At his lowest point he tried to commit suicide by overdosing on aspirin. He received no help or counselling, just a "bollocking" for being so stupid.

"They came very, very close to finding my breaking point." When Fraser began at the school in 1971 he thought he was pretty tough.

After all, the third of four children had grown-up in the sometimes rough playgrounds of Porirua.

"Ha," he says now. "I didn't have a clue, I didn't have a clue."

Joining the cadet school had seemed like the perfect escape from Porirua.

The school had caught Fraser's imagination when he saw it glamorised in advertisements on television.

There were promises of continued education, of trade training and of travel. The backdrop of the Vietnam War provided the adventure - there was the possibility that Fraser could soon find himself in an exotic land fighting a real war. Many of the Army's top-ranked soldiers had begun their career as cadets.

"It was a way for the Army to get them young - nice, young, pliable minds - and develop them the way they wanted," Fraser says.

Competition for a place was tough. Each year hundreds of 15- and 16-year-old boys applied, hoping to kickstart their military careers.

When Fraser told a teacher at Porirua College he was applying he was told, "You'll be bloody lucky. Do you know what the competition is like to get in?"

But with the support of an Army major who lived next door, Fraser persisted and was offered one of the elusive places.

"It was like, here is a big door opening up, here is an opportunity. So I grabbed it with both hands."

The cadet school did provide Fraser with career opportunities.

But the other legacy - one of fear and guilt that somehow he was somehow responsible for the abuse he suffered - has also shaped his life. As it has for another former cadet who has enjoyed a successful career contacted Fraser this week with a poignant message: "I am driven by an instilled, ingrained fear of failure, not by self-confidence."

Fraser has found other former cadets who understand and has talked to them. "Then they started telling me their stories. And I listened and I thought, 'That's bloody awful'. Then I started doing the research and the more I learned the more I became determined that this was totally wrong."

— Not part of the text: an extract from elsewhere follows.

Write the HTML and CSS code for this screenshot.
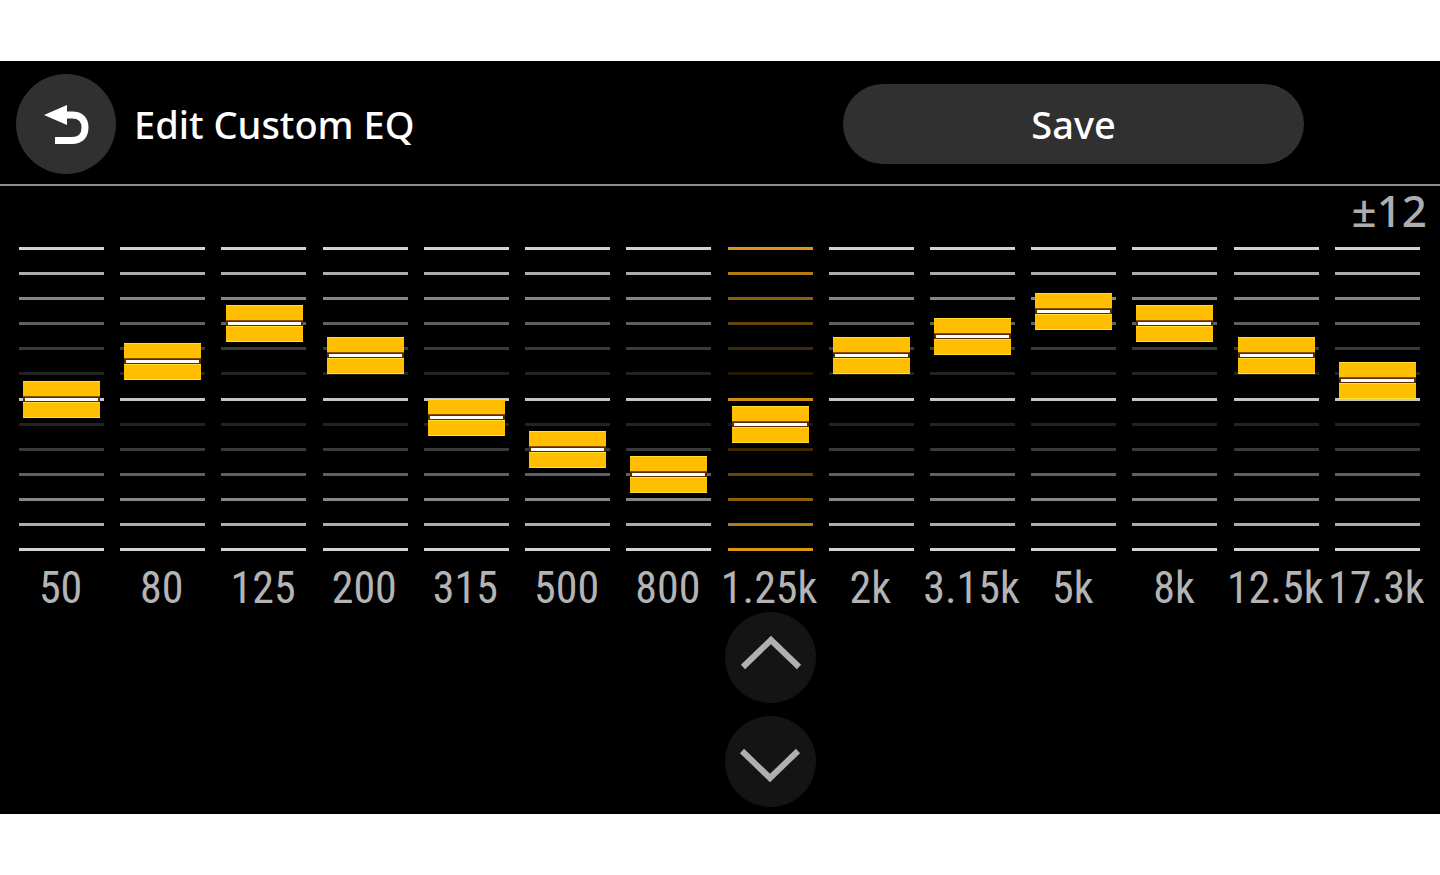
FILE: index.html
```html
<!DOCTYPE html>
<html lang="en">
<head>
<meta charset="utf-8">
<meta name="viewport" content="width=device-width, initial-scale=1">
<title>Edit Custom EQ</title>
<link rel="stylesheet" href="styles.css">
<script src="bands.js" defer></script>
</head>
<body>
<svg class="defs" aria-hidden="true">
  <symbol id="ladder">
    <rect y="0" width="100%" height="3" opacity="1"/>
    <rect y="25" width="100%" height="3" opacity=".82"/>
    <rect y="50" width="100%" height="3" opacity=".64"/>
    <rect y="75" width="100%" height="3" opacity=".46"/>
    <rect y="100" width="100%" height="3" opacity=".28"/>
    <rect y="125" width="100%" height="3" opacity=".17"/>
    <rect y="151" width="100%" height="3" opacity=".94"/>
    <rect y="176" width="100%" height="3" opacity=".17"/>
    <rect y="201" width="100%" height="3" opacity=".28"/>
    <rect y="226" width="100%" height="3" opacity=".46"/>
    <rect y="251" width="100%" height="3" opacity=".64"/>
    <rect y="276" width="100%" height="3" opacity=".82"/>
    <rect y="301" width="100%" height="3" opacity="1"/>
  </symbol>
</svg>
<main class="screen">
  <header class="bar">
    <button class="back" type="button" aria-label="Back">
      <svg width="48" height="44" viewBox="0 0 48 44" aria-hidden="true">
        <path class="arrow-line" d="M22 13H30C39 13 43 18 43 25.500S39 38.500 30 38.500H13"/>
        <path class="arrow-head" d="M2 13 25 3V23Z"/>
      </svg>
    </button>
    <h1 class="title">Edit Custom EQ</h1>
    <button class="save" type="button">Save</button>
  </header>
  <p class="range">±12</p>
  <section class="bands" aria-label="Equalizer bands"></section>
  <div class="steps">
    <div class="stepper">
      <button class="step" type="button" aria-label="Raise level">
        <svg width="64" height="56" viewBox="0 0 64 56" aria-hidden="true"><path d="M5 37 33 10 61 37"/></svg>
      </button>
      <button class="step" type="button" aria-label="Lower level">
        <svg width="64" height="56" viewBox="0 0 64 56" aria-hidden="true"><path d="M4 17 32 44 60 17"/></svg>
      </button>
    </div>
  </div>
</main>
</body>
</html>
```
FILE: styles.css
```css
* {
  box-sizing: border-box;
}

body {
  margin: 0;
  background: #fff;
  font-family: "Noto Sans", "Open Sans", sans-serif;
}

button {
  border: 0;
  padding: 0;
  font: inherit;
  color: inherit;
  cursor: pointer;
}

.defs {
  position: absolute;
  width: 0;
  height: 0;
}

.screen {
  margin: 61px 0;
  padding-bottom: 7px;
  background: #000;
  color: #fff;
  overflow: hidden;
}

.bar {
  display: flex;
  align-items: center;
  padding: 13px 136px 10px 16px;
  border-bottom: 2px solid #8c8c8c;
}

.back {
  display: grid;
  place-items: center;
  width: 100px;
  height: 100px;
  border-radius: 50%;
  background: #303030;
}

.arrow-line {
  fill: none;
  stroke: #fff;
  stroke-width: 7;
}

.arrow-head {
  fill: #fff;
}

.title {
  margin: 0 auto 0 18px;
  font-size: 38px;
  font-weight: 500;
  line-height: 48px;
}

.save {
  flex: 0 1 461px;
  height: 80px;
  border-radius: 40px;
  background: #303030;
  font-size: 38px;
  font-weight: 500;
  line-height: 48px;
}

.range {
  margin: 0;
  padding: 4px 13px 0 0;
  font-size: 44px;
  font-weight: 500;
  line-height: 40px;
  text-align: right;
  color: #adadad;
}

.bands,
.steps {
  display: grid;
  grid-template-columns: repeat(14, minmax(0, 1fr));
  column-gap: 16px;
  padding: 0 20px 0 19px;
}

.band {
  display: grid;
  grid-template-columns: minmax(0, 1fr);
  grid-template-rows: 338px 44px;
  justify-items: center;
  color: #d2d2d2;
}

.band.selected {
  color: #dc9612;
}

.ladder,
.slider {
  grid-area: 1 / 1;
}

.ladder {
  align-self: center;
  width: 100%;
  height: 304px;
  fill: currentColor;
}

.slider {
  appearance: none;
  writing-mode: vertical-lr;
  direction: rtl;
  width: 77px;
  height: 338px;
  margin: 0;
  background: transparent;
}

.slider::-webkit-slider-runnable-track {
  width: 77px;
  height: 338px;
  background: transparent;
}

.slider::-webkit-slider-thumb {
  appearance: none;
  width: 77px;
  height: 37px;
  background:
    linear-gradient(#fff, #fff) 50% 17px / 73px 3px no-repeat,
    linear-gradient(#5a2c00, #5a2c00) 50% 16px / 75px 5px no-repeat,
    linear-gradient(#ffe02e 1px, #ffbf00 1px 15px, #8a4e00 15px 16px, #5a2c00 16px 21px, #ffe02e 21px 22px, #ffbf00 22px 36px, #ffe02e 36px);
}

.label {
  padding-right: 2px;
  font-family: "Roboto Condensed", Roboto, sans-serif;
  font-size: 44px;
  font-weight: 400;
  line-height: 40px;
  white-space: nowrap;
  color: #b4b4b4;
}

.stepper {
  grid-column: 8;
  justify-self: center;
  display: grid;
  gap: 13px;
}

.step {
  display: grid;
  place-items: center;
  width: 91px;
  height: 91px;
  border-radius: 50%;
  background: #141414;
}

.step path {
  fill: none;
  stroke: #b0b0b0;
  stroke-width: 6;
}
```
FILE: bands.js
```js
const bands = [
  ["50", 0], ["80", 3], ["125", 6], ["200", 3.5], ["315", -1.5],
  ["500", -4], ["800", -6], ["1.25k", -2], ["2k", 3.5], ["3.15k", 5],
  ["5k", 7], ["8k", 6], ["12.5k", 3.5], ["17.3k", 1.5]
];
const selected = "1.25k";

document.querySelector(".bands").innerHTML = bands.map(([name, level], i) => `
  <div class="band${name === selected ? " selected" : ""}">
    <svg class="ladder" aria-hidden="true"><use href="#ladder"/></svg>
    <input class="slider" id="band-${i}" type="range" min="-12" max="12" step="0.5" value="${level}">
    <label class="label" for="band-${i}">${name}</label>
  </div>`).join("");
```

Fraser believes the Army had a duty to protect the cadets' safety. "Yes, we became soldiers and we became damn good soldiers. But at that time we were children. They failed us so badly." Fraser says he now has an overwhelming body of evidence that abuse went on, brutal and endemic. "People have problems that have lasted them half their lives. In some cases those problems were responsible for people taking their lives."

The death of Grant Bain at the school in 1981 makes Fraser suspicious of the way other deaths were reported. He would like to see all the deaths investigated. He has tried to find out the number of deaths but says he has been stonewalled by the Army.

Fraser is not sure where the matter will end. He would like to see the abuse formally acknowledged by the Army, victims compensated and given help and those responsible for more serious offences, such as rape, bought to justice. It is not only the victims of the abuse who have contacted Fraser. One email was from a man who, Fraser says, had been involved in one of the attacks on him.

During a Sunday night a handkerchief that Fraser used to mask his sobbing was discovered hidden under his mattress.

Fraser was immediately labelled a "gunge", meaning dirty - an offence senior cadets punished with a beating. As Fraser stood to attention, one of the seniors smashed him in the nose, causing it to explode in blood and leaving Fraser sprawled on the ground.

The attacker has apologised. Fraser: "He is more cut-up about it than I am."